• Task to complete:
Every record must be transcribed in its entirety, apart from the images, which are to be omitted.

(Interface markup and scripts)
───

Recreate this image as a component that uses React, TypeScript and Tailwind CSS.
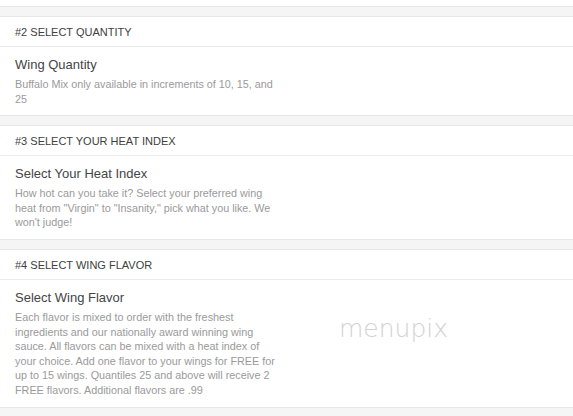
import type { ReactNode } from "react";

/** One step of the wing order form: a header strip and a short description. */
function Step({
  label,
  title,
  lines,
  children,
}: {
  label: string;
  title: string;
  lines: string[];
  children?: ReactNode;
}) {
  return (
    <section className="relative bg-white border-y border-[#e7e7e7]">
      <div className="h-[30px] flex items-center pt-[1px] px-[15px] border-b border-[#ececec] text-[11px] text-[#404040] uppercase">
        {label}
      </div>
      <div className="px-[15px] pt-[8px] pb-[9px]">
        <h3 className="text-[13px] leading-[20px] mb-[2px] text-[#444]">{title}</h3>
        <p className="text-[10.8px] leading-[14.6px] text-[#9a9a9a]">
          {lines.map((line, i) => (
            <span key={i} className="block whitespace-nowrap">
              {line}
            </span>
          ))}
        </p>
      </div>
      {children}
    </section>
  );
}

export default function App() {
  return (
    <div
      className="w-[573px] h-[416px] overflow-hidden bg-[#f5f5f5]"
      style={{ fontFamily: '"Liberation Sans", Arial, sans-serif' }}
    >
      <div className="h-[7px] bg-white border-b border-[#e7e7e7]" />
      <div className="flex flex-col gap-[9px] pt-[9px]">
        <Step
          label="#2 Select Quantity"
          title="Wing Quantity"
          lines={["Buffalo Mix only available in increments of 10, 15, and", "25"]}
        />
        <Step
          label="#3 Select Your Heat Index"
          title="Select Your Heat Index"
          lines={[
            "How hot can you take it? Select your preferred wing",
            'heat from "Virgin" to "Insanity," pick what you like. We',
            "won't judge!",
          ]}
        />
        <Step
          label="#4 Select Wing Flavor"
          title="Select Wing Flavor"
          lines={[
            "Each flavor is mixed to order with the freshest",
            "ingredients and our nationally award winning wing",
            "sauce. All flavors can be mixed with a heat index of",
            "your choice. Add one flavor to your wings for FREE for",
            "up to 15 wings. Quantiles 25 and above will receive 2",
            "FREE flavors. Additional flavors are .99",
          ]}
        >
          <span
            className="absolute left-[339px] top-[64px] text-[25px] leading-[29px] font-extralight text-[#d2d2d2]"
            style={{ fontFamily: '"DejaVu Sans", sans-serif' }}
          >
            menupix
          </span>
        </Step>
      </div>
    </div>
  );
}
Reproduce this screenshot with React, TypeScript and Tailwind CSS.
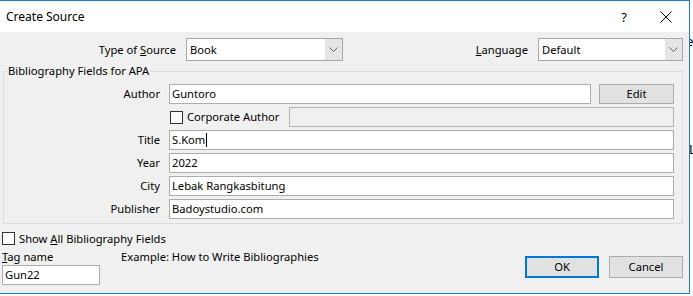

───

• Correct response:
Recreate this image as a component that uses React, TypeScript and Tailwind CSS.
import type { ReactNode } from "react";

/** One step of the wing order form: a header strip and a short description. */
function Step({
  label,
  title,
  lines,
  children,
}: {
  label: string;
  title: string;
  lines: string[];
  children?: ReactNode;
}) {
  return (
    <section className="relative bg-white border-y border-[#e7e7e7]">
      <div className="h-[30px] flex items-center pt-[1px] px-[15px] border-b border-[#ececec] text-[11px] text-[#404040] uppercase">
        {label}
      </div>
      <div className="px-[15px] pt-[8px] pb-[9px]">
        <h3 className="text-[13px] leading-[20px] mb-[2px] text-[#444]">{title}</h3>
        <p className="text-[10.8px] leading-[14.6px] text-[#9a9a9a]">
          {lines.map((line, i) => (
            <span key={i} className="block whitespace-nowrap">
              {line}
            </span>
          ))}
        </p>
      </div>
      {children}
    </section>
  );
}

export default function App() {
  return (
    <div
      className="w-[573px] h-[416px] overflow-hidden bg-[#f5f5f5]"
      style={{ fontFamily: '"Liberation Sans", Arial, sans-serif' }}
    >
      <div className="h-[7px] bg-white border-b border-[#e7e7e7]" />
      <div className="flex flex-col gap-[9px] pt-[9px]">
        <Step
          label="#2 Select Quantity"
          title="Wing Quantity"
          lines={["Buffalo Mix only available in increments of 10, 15, and", "25"]}
        />
        <Step
          label="#3 Select Your Heat Index"
          title="Select Your Heat Index"
          lines={[
            "How hot can you take it? Select your preferred wing",
            'heat from "Virgin" to "Insanity," pick what you like. We',
            "won't judge!",
          ]}
        />
        <Step
          label="#4 Select Wing Flavor"
          title="Select Wing Flavor"
          lines={[
            "Each flavor is mixed to order with the freshest",
            "ingredients and our nationally award winning wing",
            "sauce. All flavors can be mixed with a heat index of",
            "your choice. Add one flavor to your wings for FREE for",
            "up to 15 wings. Quantiles 25 and above will receive 2",
            "FREE flavors. Additional flavors are .99",
          ]}
        >
          <span
            className="absolute left-[339px] top-[64px] text-[25px] leading-[29px] font-extralight text-[#d2d2d2]"
            style={{ fontFamily: '"DejaVu Sans", sans-serif' }}
          >
            menupix
          </span>
        </Step>
      </div>
    </div>
  );
}
Reproduce this screenshot with React, TypeScript and Tailwind CSS.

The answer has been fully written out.